Even on the best of weather days, this kind of beautiful twilight/sunset light only lasts about 15-25 minutes, so you really have to be in place with your tripod set up and your camera all ready to shoot a half an hour before sunset. Once the sun starts to set the buildings (at least with west-facing buildings like these) take on some spectacular colors and as the sky darkens a bit the city lights get brighter and brighter. If you can capture the exact moment when all of the lighting conditions are peaking, you'll get some fantastic shots.

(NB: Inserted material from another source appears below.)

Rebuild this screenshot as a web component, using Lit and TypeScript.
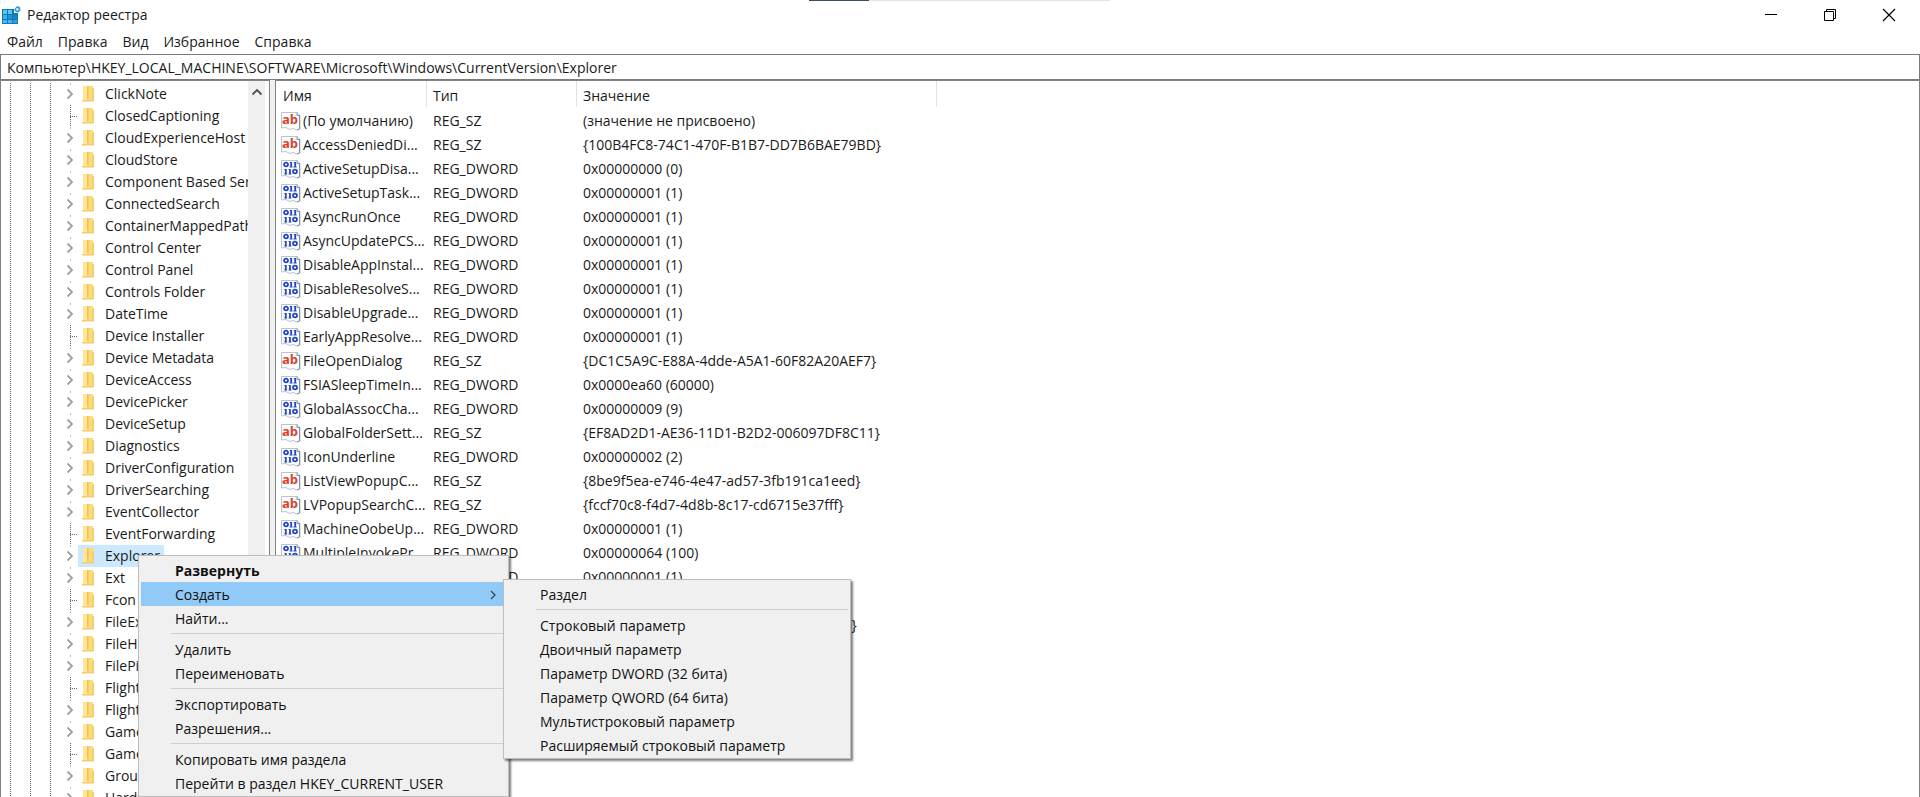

You'll definitely need to use a tripod to get shots like this because you're going to need a relatively small aperture and a correspondingly long shutter speed (this shot was made at f/10 at 2.5 seconds). At such long shutter speeds, I also suggest using either a remote control (wireless) or the self timer, and possibly also locking up the mirror. Even though this shot is pretty sharp, I'm not totally satisfied with the sharpness and I'm not sure if the softness came from the lens I was using (a Nikkor 24-120mm lens, which is not a particularly sharp lens unfortunately) or lack of depth of field. I'm going to go back and re-shoot this with a different lens (probably a prime lens) and I'll probably begin shooting a bit earlier and also using a smaller aperture to get even more depth.

You can, of course, continue to shoot after the blue has faded from the sky, but skylines just aren't as pretty with a black sky as they are with that nice blue glow. Also, if you shoot much after dark you'll be using much longer exposures which causes the lights in scene to blur together and create pockets of bright glare.

Twilight is the primo time, so just get to your location well before sunset, choose your shots and then be ready when the worlds of sunset, twilight and city lights begin to collide--it's an absolutely stunning mix!